In fact much of it can be dated precisely: 1839 (or possibly ’38). That was the year that a rather odd and ambitious fellow by the name of August Zang opened the Boulangerie Viennoise in Paris. A former artillery officer in the Austrian army, Zang sought to spread the glories of Austrian baking among the philistines to the West. Though his business at 92 rue Richelieu started off rather slowly, it wasn’t long before his breads — and especially his crispy laminated crescent rolls which were known in Austria as “kipfels” — caught on in Paris and spread like ze proverbial wildfire.

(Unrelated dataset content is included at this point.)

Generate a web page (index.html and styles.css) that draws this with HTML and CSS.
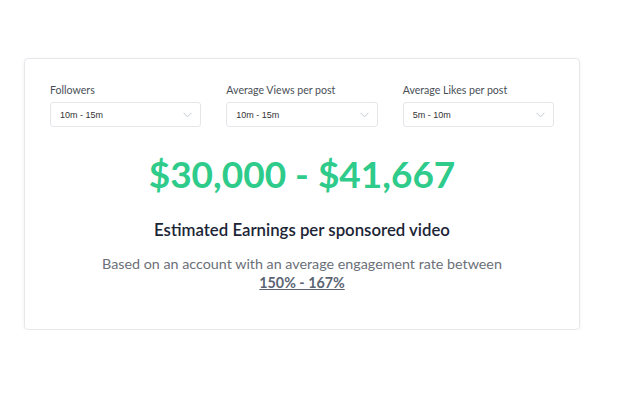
FILE: index.html
```html
<!DOCTYPE html>
<html>
<head>
<meta charset="utf-8">
<link rel="stylesheet" href="styles.css">
</head>
<body>
<div class="card">
  <div class="fields">
    <div class="field">
      <label class="label">Followers</label>
      <div class="select"><span>10m - 15m</span><svg class="chev" width="9" height="6" viewBox="0 0 9 6"><path d="M0.5 0.8 L4.5 4.8 L8.5 0.8" fill="none" stroke="#c4c8cf" stroke-width="1"/></svg></div>
    </div>
    <div class="field">
      <label class="label">Average Views per post</label>
      <div class="select"><span>10m - 15m</span><svg class="chev" width="9" height="6" viewBox="0 0 9 6"><path d="M0.5 0.8 L4.5 4.8 L8.5 0.8" fill="none" stroke="#c4c8cf" stroke-width="1"/></svg></div>
    </div>
    <div class="field">
      <label class="label">Average Likes per post</label>
      <div class="select"><span>5m - 10m</span><svg class="chev" width="9" height="6" viewBox="0 0 9 6"><path d="M0.5 0.8 L4.5 4.8 L8.5 0.8" fill="none" stroke="#c4c8cf" stroke-width="1"/></svg></div>
    </div>
  </div>
  <div class="amount">$30,000 - $41,667</div>
  <div class="subtitle">Estimated Earnings per sponsored video</div>
  <div class="note">Based on an account with an average engagement rate between<br><a class="rate">150% - 167%</a></div>
</div>
</body>
</html>
```

FILE: styles.css
```css
* { box-sizing: border-box; }
body {
  margin: 0;
  background: #fff;
  font-family: Lato, "Open Sans", sans-serif;
}
.card {
  margin: 58px 0 0 24px;
  width: 556px;
  height: 272px;
  border: 1px solid #e6e7eb;
  border-radius: 4px;
  box-shadow: 0 1px 4px rgba(0,0,0,0.05);
  padding: 25px 25px 0 25px;
}
.fields {
  display: flex;
  gap: 25px;
}
.field {
  flex: 1;
  display: flex;
  flex-direction: column;
}
.label {
  font-size: 10.6px;
  color: #4a4f57;
  line-height: 13px;
  height: 18px;
}
.select {
  height: 25px;
  border: 1px solid #e4e6ea;
  border-radius: 3px;
  display: flex;
  align-items: center;
  justify-content: space-between;
  padding: 0 8px 0 9px;
  font-family: "Liberation Sans", Arial, sans-serif;
  font-size: 9px;
  color: #333;
}
.amount {
  margin-top: 22px;
  text-align: center;
  font-size: 37px;
  font-weight: 700;
  color: #2ecb8b;
  line-height: 50px;
}
.subtitle {
  margin-top: 21px;
  text-align: center;
  font-size: 16.8px;
  font-weight: 600;
  color: #1c2536;
  line-height: 20px;
}
.note {
  margin-top: 14px;
  text-align: center;
  font-size: 14.3px;
  color: #6b7078;
  line-height: 19px;
}
.rate {
  font-weight: 700;
  color: #5b6574;
  text-decoration: underline;
}
```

But it wasn’t just Austrian techniques that Zang was introducing to the Parisians. One aspect of the Viennoiserie that I failed to mention below is that it all requires a steam oven to make (or at least make well). Steam ovens were unheard of in Paris before the opening of Boulangerie Viennoise, and Zang flaunted his high-tech gear with showmanship worthy of P.T. Barnum. No human hand has touched them! read the inscription on the wall over his goods (in those days mechanization was a sign of quality).
Whatever happened to August Zang and why isn’t he more famous than he is (i.e. not at all)? Because less than ten years after he brought high-tech baking equipment to Paris, he left the citizens of that city to bring Parisian high-tech printing equipment back to Vienna, where he became a very wealthy and well-known publisher. Truly, Zang had a very unusual and fruitful career. Find out more about him here. As for when the viennoiserie formally became “the viennoiserie” and was taught as a subject in pastry schools, I’m not really sure. It would have been sometime in the 20th century.